Sementara Shiho Tanaka/Koharu Yonemoto mengunci gelar ganda
putri setelah memenangkan perang saudara menghadapi Yuki Fukushima/Sayaka
Hirota. Juara India Open dan runner-up Denmark Open 2017 itu menang 21-16,
21-15. Kedua pasangan ini sepertinya sudah siap menjadi suksesor bahkan cepat
atau lambat akan menyingkirkan seniornya Misaki Matsutomo dan Ayaka Takahashi. Dari
turnamen super series finals kali ini bisa dilihat seperti apa kekuatan sektor
putri Jepang saat ini, bukan?
Viktor Axelsen membuktikan diri sebagai tunggal terbaik
dunia. Ia mempertahankan gelar juara setelah mengalahkan Lee Chong Wei, 19-21
21-19 dan 21-15. Ini menjadi kemenangan ketiga Axelsen dalam tiga pertemuan
terakhir menghadapi pemain senior Malaysia itu. Sekaligus menjadi gelar super
series keempat dalam karier pemain Denmark itu setelah Dubai Super Series 2016,
India Open 2017 dan Japan Open 2017.
Axelsen dan para pemain muda lainnya telah mengubah peta
persaingan di nomor tunggal putra. Sebelumnya Lee Chong Wei, Lin Dan dan Chen
Long, saatnya bergeser ke Axelsen, Srikanth Kidambi, Shi Yuqi, dan tak
ketinggalan Kento Momota yang baru saja kembali. Semoga para pemain muda
Indonesia seperti Anthony Ginting dan Jonatan Christie bisa ikut serta
didalamnya!
Viktor Axelsen merebut gelar #DubaiSSF 2017/bwfbadminton.com |
China membawa pulang satu gelar juara dari nomor ganda campuran.

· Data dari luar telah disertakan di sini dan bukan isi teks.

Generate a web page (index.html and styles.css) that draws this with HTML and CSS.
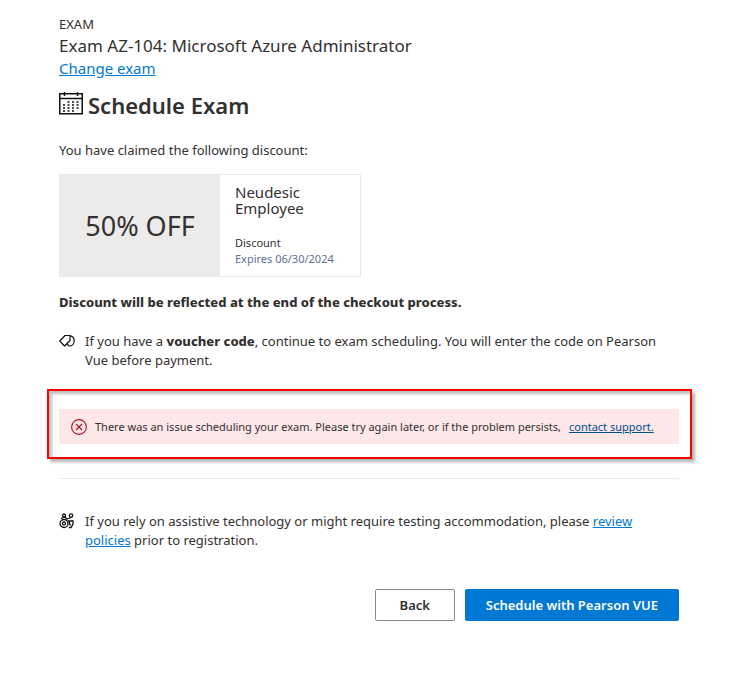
FILE: index.html
```html
<!DOCTYPE html>
<html lang="en">
<head>
  <meta charset="UTF-8">
  <meta name="viewport" content="width=device-width, initial-scale=1.0">
  <title>Schedule Exam</title>
  <link rel="stylesheet" href="styles.css">
</head>
<body>
  <main class="page">
    <header class="exam-info">
      <p class="label">EXAM</p>
      <p class="exam-name">Exam AZ-104: Microsoft Azure Administrator</p>
      <a class="change-link" href="#">Change exam</a>
    </header>

    <h1 class="title">
      <svg width="24" height="24" viewBox="0 0 24 24" fill="none" stroke="#111" stroke-width="1.5" aria-hidden="true">
        <path d="M.75 2.75h22.5v20H.75zM.75 7.5h22.5M5.5 1v4M18.5 1v4"/>
        <path d="M8.5 11h12M4 14h16.500M4 17h16.500M4 20h12" stroke-width="1.700" stroke-dasharray="2 2.500"/>
      </svg>
      Schedule Exam
    </h1>

    <p class="claimed">You have claimed the following discount:</p>

    <section class="discount-card">
      <div class="amount">50% OFF</div>
      <div class="details">
        <h2>Neudesic Employee</h2>
        <p>Discount</p>
        <p class="expires">Expires 06/30/2024</p>
      </div>
    </section>

    <p class="reflected">Discount will be reflected at the end of the checkout process.</p>

    <div class="note">
      <svg width="16" height="16" viewBox="0 0 16 16" fill="none" stroke="#111" stroke-width="1.2" stroke-linejoin="round" aria-hidden="true">
        <path d="M.8 8 6 2.5h5v5L5.5 13z"/>
        <path d="M11 2.8c2.6.4 4.2 2.4 4.2 4.9 0 3-2.2 5.3-5 5.3L7.8 11"/>
      </svg>
      <p>If you have a <b>voucher code</b>, continue to exam scheduling. You will enter the code on Pearson Vue before payment.</p>
    </div>

    <div class="alert-frame">
      <div class="alert" role="alert">
        <svg width="16" height="16" viewBox="0 0 16 16" fill="none" stroke="#b10e1c" stroke-width="1.1" aria-hidden="true">
          <circle cx="8" cy="8" r="7.4"/>
          <path d="M5 5l6 6M11 5l-6 6"/>
        </svg>
        <p>There was an issue scheduling your exam. Please try again later, or if the problem persists,</p>
        <a href="#">contact support.</a>
      </div>
    </div>

    <hr class="divider">

    <div class="note">
      <svg width="16" height="16" viewBox="0 0 16 16" fill="none" stroke="#111" stroke-width="1.3" aria-hidden="true">
        <circle cx="5" cy="10.5" r="4"/>
        <circle cx="5" cy="10.5" r="1.5"/>
        <circle cx="5" cy="2.5" r="1.5"/>
        <circle cx="12" cy="2.5" r="1.7"/>
        <path d="M2 5.5l4-1.5 2 2 4-1.5M8.5 8H14v3l-2 3.5h-2M10.500 8v3.500l1.500.5"/>
      </svg>
      <p>If you rely on assistive technology or might require testing accommodation, please <a href="#">review policies</a> prior to registration.</p>
    </div>

    <div class="actions">
      <button type="button" class="btn">Back</button>
      <button type="button" class="btn btn-primary">Schedule with Pearson VUE</button>
    </div>
  </main>
</body>
</html>
```
FILE: styles.css
```css
* {
  box-sizing: border-box;
}
body {
  margin: 0;
  background-color: #fff;
  color: #323130;
  font-family: 'Noto Sans', 'Open Sans', sans-serif;
  font-size: 13px;
  line-height: 19px;
}
p, h1, h2 {
  margin: 0;
}
a {
  color: #0078d4;
}
svg {
  flex-shrink: 0;
}
.page {
  padding: 15px 54px 40px 59px;
}
.exam-name {
  font-size: 17px;
  line-height: 23px;
}
.change-link {
  display: block;
  font-size: 15px;
  line-height: 22px;
}
.title {
  display: flex;
  align-items: center;
  gap: 5px;
  margin-top: 10px;
  font-size: 22px;
  font-weight: 600;
  line-height: 32px;
}
.title svg {
  margin-bottom: 4px;
}
.claimed {
  margin-top: 20px;
}
.discount-card {
  display: flex;
  width: 302px;
  margin-top: 14px;
  border: 1px solid #edebe9;
}
.amount {
  display: flex;
  align-items: center;
  justify-content: center;
  width: 160px;
  background-color: #edebe9;
  font-size: 27px;
}
.details {
  flex: 1;
  padding: 9px 15px;
  font-size: 11px;
  line-height: 16px;
}
.details h2 {
  margin-bottom: 19px;
  font-size: 15px;
  font-weight: 400;
  line-height: 16px;
}
.expires {
  color: #5c7193;
}
.reflected {
  margin-top: 16px;
  font-weight: 800;
}
.note {
  display: flex;
  gap: 10px;
  margin-top: 20px;
}
.note svg {
  margin-top: 1px;
}
.note b {
  font-weight: 800;
}
.alert-frame {
  margin: 19px -13px 0 -12px;
  padding: 18px 11px 13px 10px;
  border: 2px solid #f00;
  box-shadow: 3px 3px 3px rgba(0, 0, 0, 0.3), inset 3px 3px 3px rgba(0, 0, 0, 0.25);
}
.alert {
  display: flex;
  align-items: center;
  gap: 8px;
  padding: 8px 12px;
  background-color: #fde7e9;
  font-size: 11px;
}
.alert a {
  color: #004e8c;
}
.divider {
  margin: 19px 0 33px;
  border: 0;
  border-top: 1px solid #edebe9;
}
.actions {
  display: flex;
  justify-content: flex-end;
  gap: 10px;
  margin-top: 39px;
}
.btn {
  min-width: 80px;
  height: 32px;
  padding: 0 20px;
  border: 1px solid #8a8886;
  border-radius: 2px;
  background-color: #fff;
  color: #323130;
  font-family: inherit;
  font-size: 13px;
  font-weight: 600;
}
.btn-primary {
  border-color: #0078d4;
  background-color: #0078d4;
  color: #fff;
}
```
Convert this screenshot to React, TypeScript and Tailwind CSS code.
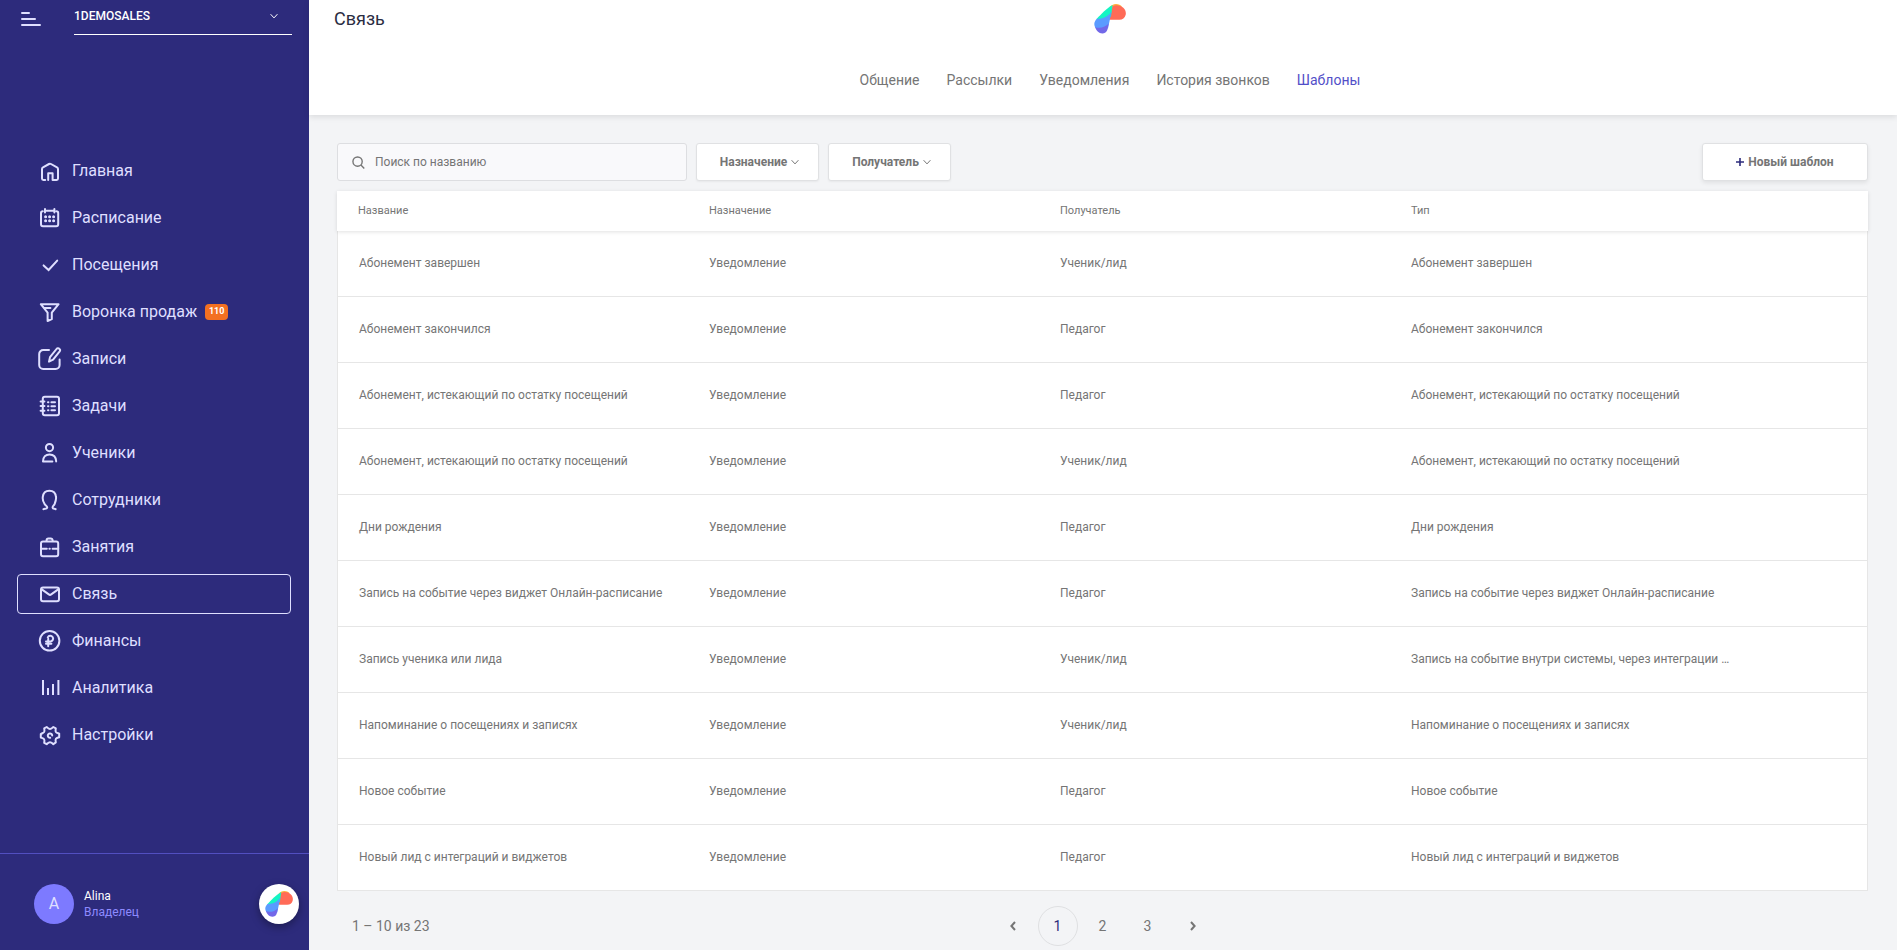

Seperti Axelsen di tunggal putra, Zheng Siwei/Chen Qingchen melakukan hal yang
sama di nomor ini. Keduanya sukses pertahankan gelar usai menyingkirkan Tang
Chun Man/Tse Ying Suet 21-15, 22-20. Siwei dan Qingchen pun menebus kegagalan di
pertemuan sebelumnya dan membuktikan diri sebagai pasangan terbaik dunia.